[Entries with page source code]
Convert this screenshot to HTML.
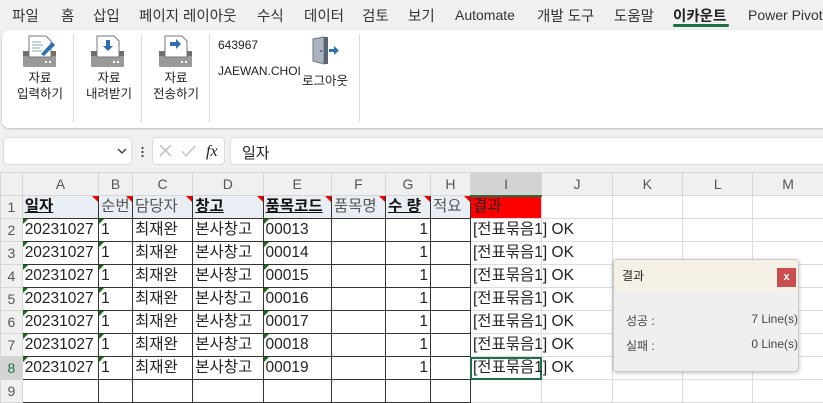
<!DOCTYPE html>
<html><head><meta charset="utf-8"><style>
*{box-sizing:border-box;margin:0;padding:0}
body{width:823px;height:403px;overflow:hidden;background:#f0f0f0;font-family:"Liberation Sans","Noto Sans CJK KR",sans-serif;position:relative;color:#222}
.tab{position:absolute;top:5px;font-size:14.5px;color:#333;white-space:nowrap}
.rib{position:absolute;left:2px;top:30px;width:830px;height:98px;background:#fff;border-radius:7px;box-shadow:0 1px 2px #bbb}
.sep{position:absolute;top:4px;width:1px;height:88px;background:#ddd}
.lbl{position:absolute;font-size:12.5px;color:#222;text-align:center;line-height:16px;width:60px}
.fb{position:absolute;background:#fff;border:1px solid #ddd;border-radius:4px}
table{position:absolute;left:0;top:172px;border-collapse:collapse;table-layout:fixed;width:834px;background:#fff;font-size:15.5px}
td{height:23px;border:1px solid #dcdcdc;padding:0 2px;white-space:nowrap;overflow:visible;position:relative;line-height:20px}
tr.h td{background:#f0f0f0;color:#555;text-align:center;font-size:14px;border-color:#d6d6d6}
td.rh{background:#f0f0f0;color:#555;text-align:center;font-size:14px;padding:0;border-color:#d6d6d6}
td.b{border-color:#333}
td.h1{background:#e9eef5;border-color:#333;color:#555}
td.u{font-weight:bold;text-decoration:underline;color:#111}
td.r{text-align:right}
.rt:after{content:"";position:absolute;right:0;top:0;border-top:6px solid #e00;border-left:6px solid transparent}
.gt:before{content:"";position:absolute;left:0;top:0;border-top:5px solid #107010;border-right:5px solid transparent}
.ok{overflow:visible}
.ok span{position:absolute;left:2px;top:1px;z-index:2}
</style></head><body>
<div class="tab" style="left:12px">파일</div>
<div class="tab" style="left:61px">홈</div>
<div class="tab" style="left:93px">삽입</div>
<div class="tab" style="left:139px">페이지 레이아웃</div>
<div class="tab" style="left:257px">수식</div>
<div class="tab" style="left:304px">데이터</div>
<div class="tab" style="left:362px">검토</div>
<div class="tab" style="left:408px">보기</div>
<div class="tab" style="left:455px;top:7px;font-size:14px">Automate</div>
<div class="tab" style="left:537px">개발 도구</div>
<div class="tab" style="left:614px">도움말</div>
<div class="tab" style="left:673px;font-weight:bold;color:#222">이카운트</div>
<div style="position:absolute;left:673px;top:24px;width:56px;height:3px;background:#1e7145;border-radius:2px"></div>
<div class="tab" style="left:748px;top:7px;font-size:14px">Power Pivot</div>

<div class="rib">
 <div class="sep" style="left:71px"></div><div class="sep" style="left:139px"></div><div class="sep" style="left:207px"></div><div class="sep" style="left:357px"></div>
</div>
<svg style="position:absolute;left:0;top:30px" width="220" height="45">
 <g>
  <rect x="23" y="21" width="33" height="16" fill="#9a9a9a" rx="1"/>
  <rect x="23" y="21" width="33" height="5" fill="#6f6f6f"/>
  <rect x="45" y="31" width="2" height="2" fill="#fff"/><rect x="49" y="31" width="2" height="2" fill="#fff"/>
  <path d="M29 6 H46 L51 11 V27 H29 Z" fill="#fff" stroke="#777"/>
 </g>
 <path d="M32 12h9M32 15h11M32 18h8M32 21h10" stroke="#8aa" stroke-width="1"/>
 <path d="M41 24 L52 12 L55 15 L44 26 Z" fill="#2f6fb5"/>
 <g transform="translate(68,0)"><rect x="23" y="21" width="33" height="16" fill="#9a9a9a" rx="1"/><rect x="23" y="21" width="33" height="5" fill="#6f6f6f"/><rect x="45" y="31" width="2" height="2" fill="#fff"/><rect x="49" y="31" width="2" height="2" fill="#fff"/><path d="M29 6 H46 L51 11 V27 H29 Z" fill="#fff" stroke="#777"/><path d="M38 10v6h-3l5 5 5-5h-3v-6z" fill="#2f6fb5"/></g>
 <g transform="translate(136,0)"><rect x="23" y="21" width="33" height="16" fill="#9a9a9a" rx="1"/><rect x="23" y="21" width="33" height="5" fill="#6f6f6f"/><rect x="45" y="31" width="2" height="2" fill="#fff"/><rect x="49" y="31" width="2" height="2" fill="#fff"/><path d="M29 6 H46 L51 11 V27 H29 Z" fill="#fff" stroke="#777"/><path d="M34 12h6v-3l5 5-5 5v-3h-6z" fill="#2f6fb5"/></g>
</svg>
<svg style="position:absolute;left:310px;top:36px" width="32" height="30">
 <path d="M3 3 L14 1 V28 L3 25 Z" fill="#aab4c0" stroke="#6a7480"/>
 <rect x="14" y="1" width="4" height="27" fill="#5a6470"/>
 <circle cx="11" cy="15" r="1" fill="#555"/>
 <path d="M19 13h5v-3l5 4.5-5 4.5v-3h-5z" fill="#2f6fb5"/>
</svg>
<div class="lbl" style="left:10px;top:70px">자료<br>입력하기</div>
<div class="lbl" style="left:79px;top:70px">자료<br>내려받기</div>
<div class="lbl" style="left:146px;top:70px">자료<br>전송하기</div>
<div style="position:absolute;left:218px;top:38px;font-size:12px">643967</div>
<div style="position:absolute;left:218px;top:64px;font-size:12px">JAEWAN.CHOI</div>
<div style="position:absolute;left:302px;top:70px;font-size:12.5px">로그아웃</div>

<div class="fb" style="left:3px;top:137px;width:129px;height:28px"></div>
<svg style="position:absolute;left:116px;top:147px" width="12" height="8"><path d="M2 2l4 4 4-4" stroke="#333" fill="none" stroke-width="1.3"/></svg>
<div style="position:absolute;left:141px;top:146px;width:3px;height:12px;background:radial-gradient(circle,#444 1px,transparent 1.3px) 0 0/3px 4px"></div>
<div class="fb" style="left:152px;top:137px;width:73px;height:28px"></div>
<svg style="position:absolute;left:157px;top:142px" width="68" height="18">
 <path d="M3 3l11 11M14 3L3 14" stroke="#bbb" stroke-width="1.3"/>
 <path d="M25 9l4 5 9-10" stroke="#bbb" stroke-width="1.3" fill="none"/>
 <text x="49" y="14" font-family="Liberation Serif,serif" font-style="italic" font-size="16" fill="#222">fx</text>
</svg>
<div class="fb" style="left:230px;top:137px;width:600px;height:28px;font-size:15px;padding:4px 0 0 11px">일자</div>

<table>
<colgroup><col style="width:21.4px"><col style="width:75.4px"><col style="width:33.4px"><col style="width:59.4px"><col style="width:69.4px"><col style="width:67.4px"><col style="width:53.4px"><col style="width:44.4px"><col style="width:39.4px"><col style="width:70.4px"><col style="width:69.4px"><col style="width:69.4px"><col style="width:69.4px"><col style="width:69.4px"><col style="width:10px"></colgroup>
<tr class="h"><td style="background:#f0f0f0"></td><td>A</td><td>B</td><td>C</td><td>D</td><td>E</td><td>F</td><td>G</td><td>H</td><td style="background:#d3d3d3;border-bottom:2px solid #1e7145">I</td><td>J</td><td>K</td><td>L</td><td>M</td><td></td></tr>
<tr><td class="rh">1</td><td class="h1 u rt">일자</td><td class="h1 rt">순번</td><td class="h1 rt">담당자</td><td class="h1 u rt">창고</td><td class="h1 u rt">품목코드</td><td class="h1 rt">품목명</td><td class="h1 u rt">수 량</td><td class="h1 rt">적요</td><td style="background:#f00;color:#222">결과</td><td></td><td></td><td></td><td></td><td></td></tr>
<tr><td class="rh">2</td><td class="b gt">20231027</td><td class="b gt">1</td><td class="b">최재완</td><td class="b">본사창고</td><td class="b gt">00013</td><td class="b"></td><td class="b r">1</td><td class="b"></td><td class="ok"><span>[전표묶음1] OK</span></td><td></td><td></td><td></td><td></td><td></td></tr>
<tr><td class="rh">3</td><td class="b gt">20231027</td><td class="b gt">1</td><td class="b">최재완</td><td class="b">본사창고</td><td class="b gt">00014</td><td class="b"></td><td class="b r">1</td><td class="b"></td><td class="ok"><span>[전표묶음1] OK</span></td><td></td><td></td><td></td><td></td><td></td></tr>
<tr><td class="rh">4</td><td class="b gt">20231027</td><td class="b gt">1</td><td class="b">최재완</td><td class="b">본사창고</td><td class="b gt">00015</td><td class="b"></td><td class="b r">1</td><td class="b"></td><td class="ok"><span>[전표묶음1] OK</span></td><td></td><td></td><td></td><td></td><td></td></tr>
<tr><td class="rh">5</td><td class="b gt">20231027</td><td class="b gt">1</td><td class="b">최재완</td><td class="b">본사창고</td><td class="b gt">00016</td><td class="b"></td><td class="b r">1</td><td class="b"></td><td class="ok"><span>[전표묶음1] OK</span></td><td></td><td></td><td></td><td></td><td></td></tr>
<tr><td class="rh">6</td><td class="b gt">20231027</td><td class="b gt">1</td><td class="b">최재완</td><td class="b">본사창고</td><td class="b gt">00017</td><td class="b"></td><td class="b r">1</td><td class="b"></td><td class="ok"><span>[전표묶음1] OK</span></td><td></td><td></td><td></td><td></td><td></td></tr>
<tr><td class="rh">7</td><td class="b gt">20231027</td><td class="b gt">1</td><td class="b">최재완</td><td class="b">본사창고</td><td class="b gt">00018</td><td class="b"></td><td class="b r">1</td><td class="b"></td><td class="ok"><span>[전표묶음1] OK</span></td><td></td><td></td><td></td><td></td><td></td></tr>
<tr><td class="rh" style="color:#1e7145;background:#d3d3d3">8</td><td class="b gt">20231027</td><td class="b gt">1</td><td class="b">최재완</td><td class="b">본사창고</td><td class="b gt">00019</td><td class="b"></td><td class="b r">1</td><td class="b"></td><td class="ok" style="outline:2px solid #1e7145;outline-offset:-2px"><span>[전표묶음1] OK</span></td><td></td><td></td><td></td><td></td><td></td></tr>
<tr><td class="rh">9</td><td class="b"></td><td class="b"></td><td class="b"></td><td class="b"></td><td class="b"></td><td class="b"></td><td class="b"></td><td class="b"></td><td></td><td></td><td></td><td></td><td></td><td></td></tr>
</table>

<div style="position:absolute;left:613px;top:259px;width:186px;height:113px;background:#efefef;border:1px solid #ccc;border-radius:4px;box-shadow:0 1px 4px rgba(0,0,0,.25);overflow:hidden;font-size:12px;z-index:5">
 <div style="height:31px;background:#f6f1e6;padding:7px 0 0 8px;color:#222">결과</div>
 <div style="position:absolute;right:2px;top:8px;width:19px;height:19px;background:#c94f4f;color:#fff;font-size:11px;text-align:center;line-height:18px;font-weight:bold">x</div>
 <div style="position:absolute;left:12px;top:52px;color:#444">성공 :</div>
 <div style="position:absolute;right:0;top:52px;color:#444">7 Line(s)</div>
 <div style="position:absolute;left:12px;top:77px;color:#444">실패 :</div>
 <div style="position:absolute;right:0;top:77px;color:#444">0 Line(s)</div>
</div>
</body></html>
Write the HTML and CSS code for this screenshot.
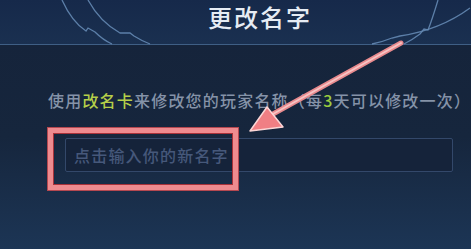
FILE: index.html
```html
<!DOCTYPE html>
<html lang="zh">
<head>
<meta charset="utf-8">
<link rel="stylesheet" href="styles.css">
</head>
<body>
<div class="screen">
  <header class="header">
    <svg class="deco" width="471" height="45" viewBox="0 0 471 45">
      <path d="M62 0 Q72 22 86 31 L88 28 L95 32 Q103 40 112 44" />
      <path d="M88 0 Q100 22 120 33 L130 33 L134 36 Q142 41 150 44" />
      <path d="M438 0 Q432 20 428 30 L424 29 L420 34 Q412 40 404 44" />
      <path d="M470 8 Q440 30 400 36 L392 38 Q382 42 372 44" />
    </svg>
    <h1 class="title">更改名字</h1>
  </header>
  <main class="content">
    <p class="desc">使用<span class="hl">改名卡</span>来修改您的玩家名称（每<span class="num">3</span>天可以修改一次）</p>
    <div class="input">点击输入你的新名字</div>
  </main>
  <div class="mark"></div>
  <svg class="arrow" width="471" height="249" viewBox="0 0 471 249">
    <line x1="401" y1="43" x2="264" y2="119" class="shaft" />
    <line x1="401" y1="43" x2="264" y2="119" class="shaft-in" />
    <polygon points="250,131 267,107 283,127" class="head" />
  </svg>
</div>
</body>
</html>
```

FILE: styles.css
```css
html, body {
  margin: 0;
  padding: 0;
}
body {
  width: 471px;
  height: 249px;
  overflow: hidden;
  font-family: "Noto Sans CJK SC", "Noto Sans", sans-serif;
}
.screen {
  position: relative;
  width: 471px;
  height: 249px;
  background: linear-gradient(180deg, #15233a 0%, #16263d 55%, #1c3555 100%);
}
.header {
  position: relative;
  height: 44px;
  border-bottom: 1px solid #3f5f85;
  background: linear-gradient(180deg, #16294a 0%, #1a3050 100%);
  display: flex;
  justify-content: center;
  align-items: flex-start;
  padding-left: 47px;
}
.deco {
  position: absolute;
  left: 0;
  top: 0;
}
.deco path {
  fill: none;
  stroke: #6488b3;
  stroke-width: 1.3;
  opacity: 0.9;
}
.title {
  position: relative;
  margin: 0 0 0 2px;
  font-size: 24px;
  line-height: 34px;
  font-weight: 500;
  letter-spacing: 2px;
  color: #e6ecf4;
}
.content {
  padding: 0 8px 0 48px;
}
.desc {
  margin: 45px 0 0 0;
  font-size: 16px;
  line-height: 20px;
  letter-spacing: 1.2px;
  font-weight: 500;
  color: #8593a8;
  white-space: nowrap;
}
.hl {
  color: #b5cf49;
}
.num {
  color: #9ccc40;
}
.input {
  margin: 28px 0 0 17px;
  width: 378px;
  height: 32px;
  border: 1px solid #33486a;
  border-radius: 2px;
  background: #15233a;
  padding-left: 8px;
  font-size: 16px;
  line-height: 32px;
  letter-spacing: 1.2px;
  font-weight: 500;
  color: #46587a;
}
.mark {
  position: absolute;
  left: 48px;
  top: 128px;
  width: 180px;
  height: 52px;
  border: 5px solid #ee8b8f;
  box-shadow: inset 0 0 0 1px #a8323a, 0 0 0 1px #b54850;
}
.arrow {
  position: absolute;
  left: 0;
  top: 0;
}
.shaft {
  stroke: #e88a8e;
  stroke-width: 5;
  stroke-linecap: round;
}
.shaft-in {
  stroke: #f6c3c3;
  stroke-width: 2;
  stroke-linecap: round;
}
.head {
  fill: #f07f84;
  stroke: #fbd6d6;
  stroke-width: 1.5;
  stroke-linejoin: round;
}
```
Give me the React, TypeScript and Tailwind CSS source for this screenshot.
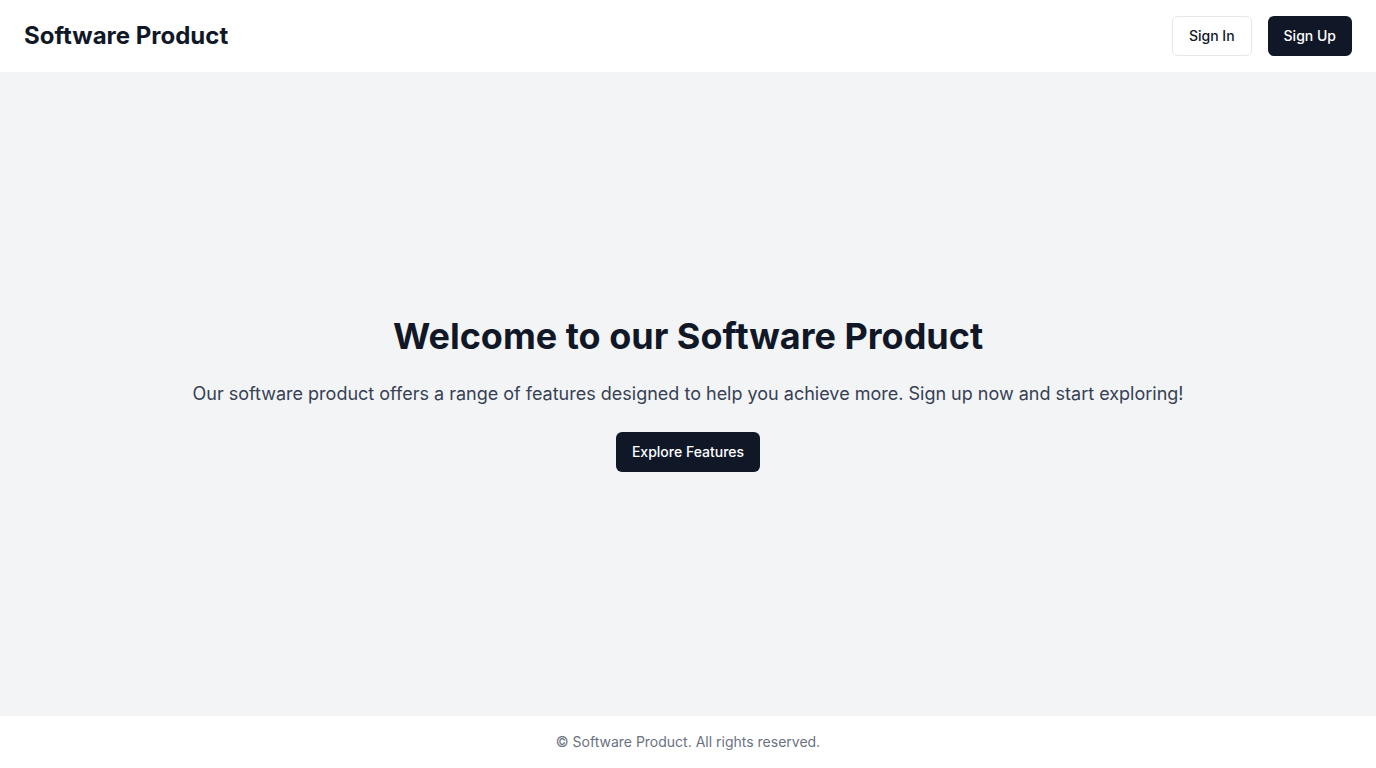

Written instruction: Within the listing above, work out how many lines contain the string "this", and reply with that number only.

Written reply: 3